• _Work to complete_
Search the records below for the word "screenshot". Pull out each line that has it.

• _Materials provided_
+--
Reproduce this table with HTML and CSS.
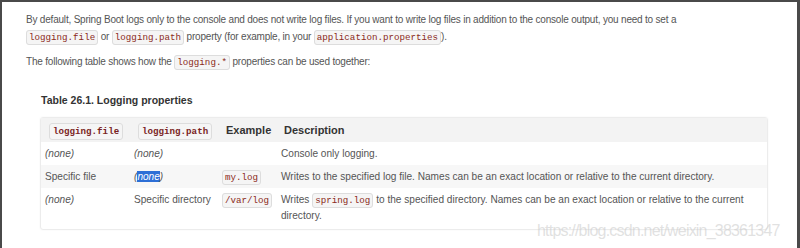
+--
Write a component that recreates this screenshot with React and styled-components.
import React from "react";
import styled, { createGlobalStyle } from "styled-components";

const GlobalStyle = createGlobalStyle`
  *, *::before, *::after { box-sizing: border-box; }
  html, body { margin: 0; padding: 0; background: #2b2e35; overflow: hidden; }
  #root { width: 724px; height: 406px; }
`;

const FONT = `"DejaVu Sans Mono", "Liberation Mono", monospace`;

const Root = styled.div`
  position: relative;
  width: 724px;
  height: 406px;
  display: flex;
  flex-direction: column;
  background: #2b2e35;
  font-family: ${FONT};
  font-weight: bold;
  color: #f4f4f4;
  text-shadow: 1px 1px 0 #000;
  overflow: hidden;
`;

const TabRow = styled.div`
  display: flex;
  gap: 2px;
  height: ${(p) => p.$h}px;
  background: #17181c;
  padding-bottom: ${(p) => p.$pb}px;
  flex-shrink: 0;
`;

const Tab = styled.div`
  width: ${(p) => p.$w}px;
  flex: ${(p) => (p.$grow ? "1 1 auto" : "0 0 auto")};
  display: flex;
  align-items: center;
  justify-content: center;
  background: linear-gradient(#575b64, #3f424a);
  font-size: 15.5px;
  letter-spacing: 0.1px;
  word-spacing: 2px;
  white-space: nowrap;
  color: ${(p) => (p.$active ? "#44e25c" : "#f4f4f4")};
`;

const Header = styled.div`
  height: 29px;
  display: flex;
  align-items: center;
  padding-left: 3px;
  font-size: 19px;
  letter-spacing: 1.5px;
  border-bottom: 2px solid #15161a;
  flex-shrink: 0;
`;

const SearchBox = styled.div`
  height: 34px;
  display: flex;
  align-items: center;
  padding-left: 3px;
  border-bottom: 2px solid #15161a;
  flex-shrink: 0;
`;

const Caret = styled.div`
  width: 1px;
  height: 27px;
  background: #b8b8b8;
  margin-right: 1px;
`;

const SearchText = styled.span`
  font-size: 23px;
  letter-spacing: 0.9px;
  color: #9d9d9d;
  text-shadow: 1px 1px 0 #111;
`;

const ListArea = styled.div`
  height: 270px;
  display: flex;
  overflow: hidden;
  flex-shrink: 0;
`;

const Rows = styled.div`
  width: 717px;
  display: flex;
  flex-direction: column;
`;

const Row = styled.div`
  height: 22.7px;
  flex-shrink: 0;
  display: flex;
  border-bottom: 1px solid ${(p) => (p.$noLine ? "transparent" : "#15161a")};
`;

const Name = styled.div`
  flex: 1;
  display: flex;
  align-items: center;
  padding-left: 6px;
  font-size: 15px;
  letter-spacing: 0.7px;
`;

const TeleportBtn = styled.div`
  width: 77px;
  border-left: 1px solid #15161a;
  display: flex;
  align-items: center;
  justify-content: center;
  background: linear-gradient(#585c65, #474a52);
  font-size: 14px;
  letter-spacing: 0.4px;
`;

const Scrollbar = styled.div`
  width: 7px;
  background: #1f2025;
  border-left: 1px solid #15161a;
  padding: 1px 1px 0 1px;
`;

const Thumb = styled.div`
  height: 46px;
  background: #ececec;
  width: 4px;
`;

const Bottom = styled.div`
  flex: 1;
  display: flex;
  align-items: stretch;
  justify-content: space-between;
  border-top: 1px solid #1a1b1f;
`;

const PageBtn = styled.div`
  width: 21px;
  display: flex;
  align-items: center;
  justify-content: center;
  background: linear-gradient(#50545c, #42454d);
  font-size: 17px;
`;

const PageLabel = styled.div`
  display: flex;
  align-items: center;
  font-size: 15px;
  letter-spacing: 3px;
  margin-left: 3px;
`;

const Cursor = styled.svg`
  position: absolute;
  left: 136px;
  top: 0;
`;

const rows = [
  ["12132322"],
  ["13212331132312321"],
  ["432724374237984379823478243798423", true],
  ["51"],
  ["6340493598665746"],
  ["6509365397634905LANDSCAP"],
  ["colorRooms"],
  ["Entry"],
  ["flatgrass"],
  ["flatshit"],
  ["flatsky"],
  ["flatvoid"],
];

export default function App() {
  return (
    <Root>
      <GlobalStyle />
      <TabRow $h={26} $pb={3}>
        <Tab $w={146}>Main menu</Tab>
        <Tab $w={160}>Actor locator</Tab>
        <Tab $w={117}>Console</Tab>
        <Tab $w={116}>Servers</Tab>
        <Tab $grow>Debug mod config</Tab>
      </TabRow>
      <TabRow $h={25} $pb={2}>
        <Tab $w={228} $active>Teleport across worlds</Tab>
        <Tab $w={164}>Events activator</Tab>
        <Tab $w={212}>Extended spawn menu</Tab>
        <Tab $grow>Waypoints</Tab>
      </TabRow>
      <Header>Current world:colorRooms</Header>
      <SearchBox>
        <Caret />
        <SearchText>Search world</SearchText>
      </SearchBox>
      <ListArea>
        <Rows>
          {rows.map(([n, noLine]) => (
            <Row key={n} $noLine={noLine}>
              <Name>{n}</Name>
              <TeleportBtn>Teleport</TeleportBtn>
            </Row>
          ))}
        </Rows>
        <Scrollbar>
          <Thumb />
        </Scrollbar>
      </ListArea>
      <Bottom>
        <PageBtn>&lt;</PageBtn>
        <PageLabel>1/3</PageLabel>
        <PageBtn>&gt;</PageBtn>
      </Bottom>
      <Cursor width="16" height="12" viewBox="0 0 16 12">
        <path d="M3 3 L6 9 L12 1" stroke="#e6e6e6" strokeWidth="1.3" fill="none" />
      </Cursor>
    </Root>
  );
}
+--
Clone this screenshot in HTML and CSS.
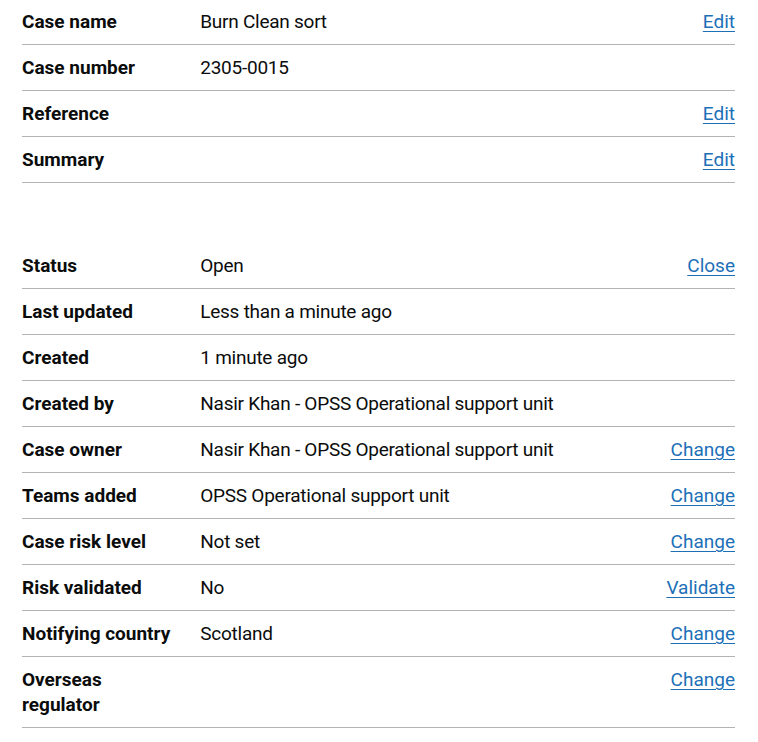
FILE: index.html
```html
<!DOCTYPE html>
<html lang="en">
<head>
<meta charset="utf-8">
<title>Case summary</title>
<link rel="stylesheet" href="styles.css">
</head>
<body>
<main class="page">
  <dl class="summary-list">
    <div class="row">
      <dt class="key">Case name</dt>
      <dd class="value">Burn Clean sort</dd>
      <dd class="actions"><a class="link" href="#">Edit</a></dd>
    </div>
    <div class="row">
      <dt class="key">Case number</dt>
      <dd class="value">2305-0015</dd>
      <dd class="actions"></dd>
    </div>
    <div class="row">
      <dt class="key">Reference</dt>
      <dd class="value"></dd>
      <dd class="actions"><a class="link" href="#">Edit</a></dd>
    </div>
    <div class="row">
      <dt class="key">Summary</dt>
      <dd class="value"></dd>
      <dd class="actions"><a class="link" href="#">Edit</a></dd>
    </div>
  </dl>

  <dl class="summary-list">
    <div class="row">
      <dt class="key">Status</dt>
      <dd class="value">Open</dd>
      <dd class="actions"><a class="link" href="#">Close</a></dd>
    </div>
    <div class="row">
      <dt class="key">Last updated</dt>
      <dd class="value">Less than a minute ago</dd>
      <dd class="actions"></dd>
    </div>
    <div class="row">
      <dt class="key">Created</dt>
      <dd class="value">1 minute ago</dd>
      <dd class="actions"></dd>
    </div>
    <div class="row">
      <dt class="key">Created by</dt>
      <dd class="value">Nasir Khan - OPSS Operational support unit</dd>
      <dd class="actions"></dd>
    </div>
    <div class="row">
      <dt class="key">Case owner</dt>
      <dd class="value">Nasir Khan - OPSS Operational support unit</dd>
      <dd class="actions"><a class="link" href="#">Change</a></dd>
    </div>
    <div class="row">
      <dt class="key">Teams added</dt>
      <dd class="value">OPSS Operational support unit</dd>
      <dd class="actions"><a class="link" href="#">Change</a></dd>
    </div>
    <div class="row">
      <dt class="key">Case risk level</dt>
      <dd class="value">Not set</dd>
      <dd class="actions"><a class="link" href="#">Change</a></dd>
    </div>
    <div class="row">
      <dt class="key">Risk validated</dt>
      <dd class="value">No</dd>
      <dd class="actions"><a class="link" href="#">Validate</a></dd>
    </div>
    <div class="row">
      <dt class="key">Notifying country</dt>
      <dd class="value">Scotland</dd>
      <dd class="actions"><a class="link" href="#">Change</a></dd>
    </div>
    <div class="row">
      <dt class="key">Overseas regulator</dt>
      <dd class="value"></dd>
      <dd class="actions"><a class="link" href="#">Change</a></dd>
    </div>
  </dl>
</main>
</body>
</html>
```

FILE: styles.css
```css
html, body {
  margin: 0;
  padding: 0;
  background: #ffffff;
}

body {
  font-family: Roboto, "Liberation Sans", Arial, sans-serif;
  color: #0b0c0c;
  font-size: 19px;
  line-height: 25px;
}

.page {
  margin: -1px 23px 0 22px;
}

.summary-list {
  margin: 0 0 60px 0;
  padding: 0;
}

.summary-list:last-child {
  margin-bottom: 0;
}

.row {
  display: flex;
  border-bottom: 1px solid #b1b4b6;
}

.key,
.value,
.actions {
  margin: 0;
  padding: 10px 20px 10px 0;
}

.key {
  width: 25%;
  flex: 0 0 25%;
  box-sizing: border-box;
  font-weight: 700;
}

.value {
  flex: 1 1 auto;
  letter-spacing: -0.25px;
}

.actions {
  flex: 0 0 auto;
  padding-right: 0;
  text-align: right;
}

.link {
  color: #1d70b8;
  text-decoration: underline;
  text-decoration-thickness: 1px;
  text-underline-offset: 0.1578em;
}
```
+--
• _Problem solution_
Write a component that recreates this screenshot with React and styled-components.
Clone this screenshot in HTML and CSS.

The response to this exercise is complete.